Primarily English (limited multilingual support)
Free tier limited to 300 minutes/month with 30-min per-conversation cap
Pro plan: $16.99/month
No file upload on free tier

Best for: English-speaking professionals who want live meeting transcription with an integrated note-taking experience.

Rev

Accuracy: 94–97% (human-reviewed option available)

Pros:

Both AI and human transcription options
High accuracy on difficult audio (accents, background noise)
Speaker labels, timestamps, captions
SRT/VTT export for subtitles

Cons:

AI transcription: $0.25/min
Human transcription: $1.50/min
No real-time transcription
Slower turnaround for human option (hours to days)

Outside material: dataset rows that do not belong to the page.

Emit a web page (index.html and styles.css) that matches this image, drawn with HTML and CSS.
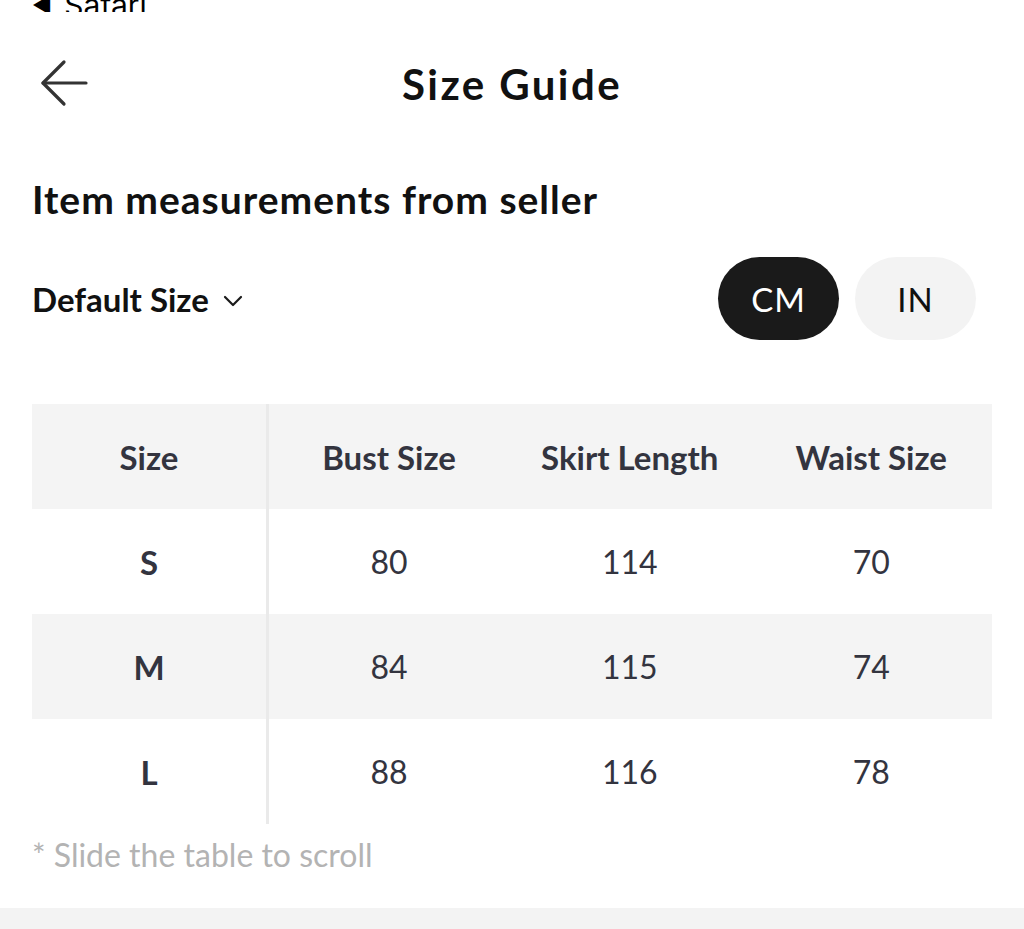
FILE: index.html
```html
<!DOCTYPE html>
<html lang="en">
<head>
  <meta charset="UTF-8">
  <meta name="viewport" content="width=device-width, initial-scale=1.0">
  <title>Size Guide</title>
  <link rel="stylesheet" href="styles.css">
</head>
<body>
  <!-- status bar, mostly scrolled off the top -->
  <div class="status">
    <span class="status-back">&#9664;</span>
    <span>Safari</span>
  </div>

  <header class="topbar">
    <button class="back" aria-label="Back">
      <svg width="48" height="48" viewBox="0 0 48 48" fill="none" stroke="#333" stroke-width="3.2" stroke-linecap="round" stroke-linejoin="round">
        <path d="M46 24H3"/>
        <path d="M24 3L3 24l21 21"/>
      </svg>
    </button>
    <h1>Size Guide</h1>
  </header>

  <main class="content">
    <h2 class="section-title">Item measurements from seller</h2>

    <div class="controls">
      <div class="size-select">
        Default Size
        <svg width="20" height="12" viewBox="0 0 20 12" fill="none" stroke="#1a1a1a" stroke-width="2.2" stroke-linecap="round" stroke-linejoin="round">
          <path d="M2 2l8 8 8-8"/>
        </svg>
      </div>
      <div class="units">
        <button class="unit active">CM</button>
        <button class="unit">IN</button>
      </div>
    </div>

    <table class="size-table">
      <thead>
        <tr>
          <th class="first">Size</th>
          <th>Bust Size</th>
          <th>Skirt Length</th>
          <th>Waist Size</th>
        </tr>
      </thead>
      <tbody>
        <tr>
          <th class="first">S</th>
          <td>80</td>
          <td>114</td>
          <td>70</td>
        </tr>
        <tr class="alt">
          <th class="first">M</th>
          <td>84</td>
          <td>115</td>
          <td>74</td>
        </tr>
        <tr>
          <th class="first">L</th>
          <td>88</td>
          <td>116</td>
          <td>78</td>
        </tr>
      </tbody>
    </table>

    <p class="hint">* Slide the table to scroll</p>
  </main>

  <div class="footer-bar"></div>
</body>
</html>
```

FILE: styles.css
```css
body {
  margin: 0;
  font-family: 'Lato', 'Noto Sans', sans-serif;
  background: #fff;
  color: #1a1a1a;
}
.status {
  height: 12px;
  overflow: hidden;
  display: flex;
  align-items: flex-end;
  gap: 12px;
  padding-left: 32px;
  font-family: 'Inter', 'Roboto', sans-serif;
  font-size: 30px;
  line-height: 30px;
  color: #000;
}
.status span {
  display: block;
  margin-bottom: -8px;
}
.status-back {
  font-size: 22px;
}
.topbar {
  display: flex;
  align-items: center;
  justify-content: center;
  position: relative;
  height: 144px;
}
.back {
  position: absolute;
  left: 40px;
  top: 47px;
  border: none;
  background: none;
  padding: 0;
}
.topbar h1 {
  margin: 0;
  font-size: 42px;
  font-weight: 700;
  letter-spacing: 2.4px;
  color: #111;
}
.content {
  padding: 0 32px;
}
.section-title {
  margin: 19px 0 0;
  font-size: 39px;
  font-weight: 700;
  line-height: 48px;
  letter-spacing: 1px;
  color: #111;
}
.controls {
  display: flex;
  justify-content: space-between;
  align-items: center;
  margin-top: 34px;
}
.size-select {
  display: flex;
  align-items: center;
  gap: 14px;
  font-size: 33px;
  font-weight: 700;
  color: #111;
}
.size-select svg {
  margin-top: 4px;
}
.units {
  display: flex;
  gap: 16px;
  margin-right: 16px;
}
.unit {
  width: 121px;
  height: 83px;
  border: none;
  border-radius: 42px;
  background: #f3f3f3;
  color: #111;
  font-family: 'Lato', sans-serif;
  font-size: 33px;
  letter-spacing: 1px;
}
.unit.active {
  background: #1a1a1a;
  color: #fff;
}
.size-table {
  margin-top: 64px;
  width: 960px;
  border-collapse: collapse;
  table-layout: fixed;
  color: #33343f;
}
.size-table th,
.size-table td {
  height: 105px;
  padding: 0;
  text-align: center;
  font-size: 32px;
}
.size-table th {
  font-size: 33px;
  font-weight: 700;
}
.size-table td {
  font-weight: 400;
}
.size-table .first {
  width: 234px;
  border-right: 3px solid #eaeaea;
}
.size-table thead tr,
.size-table tr.alt {
  background: #f4f4f4;
}
.hint {
  margin: 11px 0 0;
  font-size: 32px;
  line-height: 40px;
  color: #b3b3b3;
}
.footer-bar {
  margin-top: 33px;
  height: 30px;
  background: #f3f3f3;
}
```
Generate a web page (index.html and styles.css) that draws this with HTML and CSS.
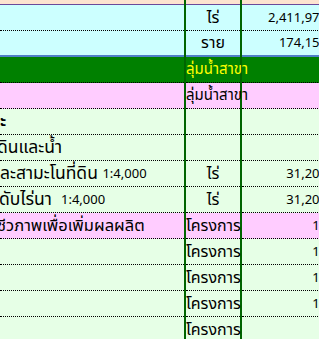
FILE: index.html
```html
<!DOCTYPE html>
<html lang="th">
<head>
<meta charset="utf-8">
<title>ตารางโครงการ</title>
<link rel="stylesheet" href="styles.css">
</head>
<body>
<div class="sheet">
  <div class="row r-top">
    <div class="cell c1"></div><div class="cell c2"></div><div class="cell c3"></div>
  </div>
  <div class="row r-cyan">
    <div class="cell c1"></div><div class="cell c2">ไร่</div><div class="cell c3">2,411,975</div>
  </div>
  <div class="row r-cyan r-cyan-last">
    <div class="cell c1"></div><div class="cell c2">ราย</div><div class="cell c3">174,150</div>
  </div>
  <div class="row r-green">
    <div class="cell c1"></div><div class="cell c2 left basin">ลุ่มน้ำสาขา</div><div class="cell c3"></div>
  </div>
  <div class="row r-pink">
    <div class="cell c1"></div><div class="cell c2 left basin">ลุ่มน้ำสาขา</div><div class="cell c3"></div>
  </div>
  <div class="row r-lite">
    <div class="cell c1 bold">ะ</div><div class="cell c2"></div><div class="cell c3"></div>
  </div>
  <div class="row r-lite">
    <div class="cell c1"><span class="cut">ดินและน้ำ</span></div><div class="cell c2"></div><div class="cell c3"></div>
  </div>
  <div class="row r-lite">
    <div class="cell c1">ละสามะโนที่ดิน&nbsp;<span class="num">1:4,000</span></div><div class="cell c2">ไร่</div><div class="cell c3">31,200</div>
  </div>
  <div class="row r-lite">
    <div class="cell c1"><span class="cut-sm">ดับไร่นา</span>&nbsp;&nbsp;<span class="num">1:4,000</span></div><div class="cell c2">ไร่</div><div class="cell c3">31,200</div>
  </div>
  <div class="row r-pink">
    <div class="cell c1 narrow"><span class="cut">ชีวภาพเพื่อเพิ่มผลผลิต</span></div><div class="cell c2 left">โครงการ</div><div class="cell c3">10</div>
  </div>
  <div class="row r-lite">
    <div class="cell c1"></div><div class="cell c2 left">โครงการ</div><div class="cell c3">10</div>
  </div>
  <div class="row r-lite">
    <div class="cell c1"></div><div class="cell c2 left">โครงการ</div><div class="cell c3">10</div>
  </div>
  <div class="row r-lite">
    <div class="cell c1"></div><div class="cell c2 left">โครงการ</div><div class="cell c3">10</div>
  </div>
  <div class="row r-lite">
    <div class="cell c1"></div><div class="cell c2 left">โครงการ</div><div class="cell c3"></div>
  </div>
</div>
</body>
</html>
```
FILE: styles.css
```css
html, body {
  margin: 0;
  padding: 0;
  overflow: hidden;
  background: #e6ffe6;
}
body {
  font-family: Tahoma, "Noto Sans Thai", "Noto Sans Thai UI", Loma, Garuda, "DejaVu Sans", sans-serif;
  font-size: 16px;
  color: #000;
}
.sheet {
  width: 330px;
  background: #006400;
}
.row {
  display: grid;
  grid-template-columns: 184px 54px 88px;
  column-gap: 2px;
  height: 26px;
}
.cell {
  box-sizing: border-box;
  border-bottom: 1px dotted #000;
  display: flex;
  align-items: flex-end;
  padding-bottom: 3px;
  white-space: nowrap;
  overflow: hidden;
  line-height: 18px;
}
.c1 { justify-content: flex-start; font-size: 17.5px; }
.c1.narrow { font-size: 16.5px; }
.c2 { justify-content: center; overflow: visible; }
.c2.left { justify-content: flex-start; }
.c2.basin { font-size: 15px; position: relative; z-index: 1; }
.c3 { justify-content: flex-end; padding-right: 3px; font-size: 13px; }
.num { font-size: 13px; }

.r-top { height: 5px; }
.r-top .cell { background: #fde3d0; border-bottom: 1px solid #6a4a9a; padding: 0; }

.r-cyan .cell { background: #ccffff; }
.r-cyan-last .cell { border-bottom: 2px solid #4f7fc8; }

.r-green .cell { background: #008000; color: #ffff00; }
.r-pink .cell { background: #ffccff; }
.r-lite .cell { background: #e6ffe6; }

.bold { font-weight: bold; }
.cut { margin-left: -3px; }
.cut-sm { margin-left: -1px; }
```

Best for: Media companies and content creators who need broadcast-quality transcripts or captions.

Deepgram

Accuracy: 94–97% on English (Nova-3 model — 47% lower WER than Nova-2)

Pros:

Developer-first API with excellent documentation
Real-time and batch processing with Nova-3
Fast processing speed (10–30x real-time)
Multilingual code-switching (10 languages including Russian)
Competitive pricing ($0.0077/min streaming, lower for batch)

Cons:

No consumer web interface
Requires API integration
Free tier: $200 in credits
Results vary on non-English languages

Best for: Developers building products with embedded transcription.

AssemblyAI

Accuracy: 93–95% on English

Pros:

Strong API with many features (summarization, sentiment, PII redaction)
Real-time and async processing
Speaker diarization included
Good documentation

Cons:

API-only (no web upload interface)
$0.37/hour for standard model (Nova-2 pricing; Nova-3 may differ)
Limited free tier

Best for: Developers who need advanced NLP features beyond basic transcription.

Nagovori

Accuracy: 95%+ on Russian, 93%+ on English

Pros:

Simple web interface — upload a file, get text
10 free minutes at signup (no credit card)
Files up to 256 MB
Telegram, VK, and Max bot integration
Text-to-speech (TTS) in the same service
Package pricing from 1 ₽/min (~$0.015/min)

Cons:

No API for programmatic integration (yet)
No real-time streaming transcription
Optimized for Russian and English — limited additional languages

Best for: Users who need fast file transcription with a simple interface, especially for Russian-language content.

Comparison Table

Feature	Whisper	Otter.ai	Rev	Deepgram (Nova-3)	Nagovori
Web interface	No	Yes	Yes	No	Yes
Real-time	No	Yes	No	Yes	No
Price/min	Free*	$0.04+	$0.25+	$0.0077+	~$0.015
Free tier	Unlimited*	300 min/mo	None	$200 credit	10 min
Russian	Good	Poor	Good	Good (Nova-3)	Excellent
TTS	No	No	No	Yes	Yes
Speaker ID	No	Yes	Yes	Yes	No

*Whisper is free but requires your own hardware.

How to Choose

Need a simple upload interface? → Nagovori, Otter.ai, or Rev
Building a product? → Deepgram or AssemblyAI (API-first)
Privacy-critical? → Self-hosted Whisper
Russian language? → Nagovori (best accuracy)
Live meeting transcription? → Otter.ai or Deepgram
Maximum accuracy, willing to pay? → Rev (human transcription)

Recommendation

Try 2–3 services with your actual audio. Accuracy varies significantly based on recording quality, accents, and domain-specific vocabulary. Most services offer free tiers or trials — use them before committing.